ProTip · August 8, 2023, 3:21pm

The history seems to work fine, and the deep undo tests pass.

When I was testing @benaubin 's plugin I ran into some weird issues so I decided to make a very straightforward implementation using prosemirror-collab as a template. Since then I’ve come to believe it was due to it not setting mirrors during the server-side rebasing, but prosemirror-collab-commit has inherited the history and selection handling from prosemirror-collab

etclub · August 9, 2023, 9:43am

I am wondering after exploring Yjs, what did you find and why you developed your plugin instead of using Yjs directly.
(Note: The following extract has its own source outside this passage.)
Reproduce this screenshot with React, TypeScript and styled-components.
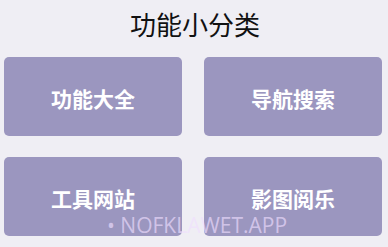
import React from "react";
import styled, { createGlobalStyle } from "styled-components";

const Global = createGlobalStyle`
  html, body { margin: 0; padding: 0; background: #efeef4; }
  body { font-family: "Noto Sans CJK SC", "Noto Sans", sans-serif; }
`;

const Page = styled.div`
  position: relative;
  width: 388px;
  height: 247px;
  background: #efeef4;
  overflow: hidden;
  display: flex;
  flex-direction: column;
  box-sizing: border-box;
  padding: 0 6px 0 4px;
`;

const Title = styled.h1`
  margin: 0;
  height: 50px;
  box-sizing: border-box;
  padding: 0 0 4px 4px;
  display: flex;
  align-items: center;
  justify-content: center;
  font-size: 26px;
  font-weight: 400;
  color: #111;
`;

const Grid = styled.div`
  margin-top: 7px;
  display: grid;
  grid-template-columns: 178px 178px;
  grid-auto-rows: 79px;
  column-gap: 22px;
  row-gap: 21px;
`;

const Card = styled.div`
  background: #9b96bf;
  border-radius: 5px;
  display: flex;
  align-items: center;
  justify-content: center;
  color: #fff;
  font-size: 21px;
  font-weight: 700;
  padding-top: 2px;
  box-sizing: border-box;
`;

const Watermark = styled.div`
  position: absolute;
  left: 107px;
  top: 211px;
  font-family: "Open Sans", "Noto Sans", sans-serif;
  font-size: 21px;
  font-weight: 400;
  color: rgba(240, 222, 255, 0.65);
  white-space: nowrap;
`;

const items = ["功能大全", "导航搜索", "工具网站", "影图阅乐"];

export default function App() {
  return (
    <Page>
      <Global />
      <Title>功能小分类</Title>
      <Grid>
        {items.map((t) => (
          <Card key={t}>{t}</Card>
        ))}
      </Grid>
      <Watermark>• NOFKLAWET.APP</Watermark>
    </Page>
  );
}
I am going to add collab function for my editor. And your insights will help me a lot before I take my decision.

ProTip · August 13, 2023, 1:38am

I wrote about this more here on HN. Here are the bullets from that comment:

State-based CRDT isn’t great when you want a central authority in the mix anyway and are fundamentally trying to work with operations.
The exchange rate between ProseMirror’s currency, steps, and some other replication strategies building blocks is too high.
ProseMirror should add the concept of range-relocation to its mappings; this is a bit of an aside but it would help retain user intent when reconciling concurrent edits involved in block relocations.

For my use cases it’s just simpler to just work with processing ProseMirror steps.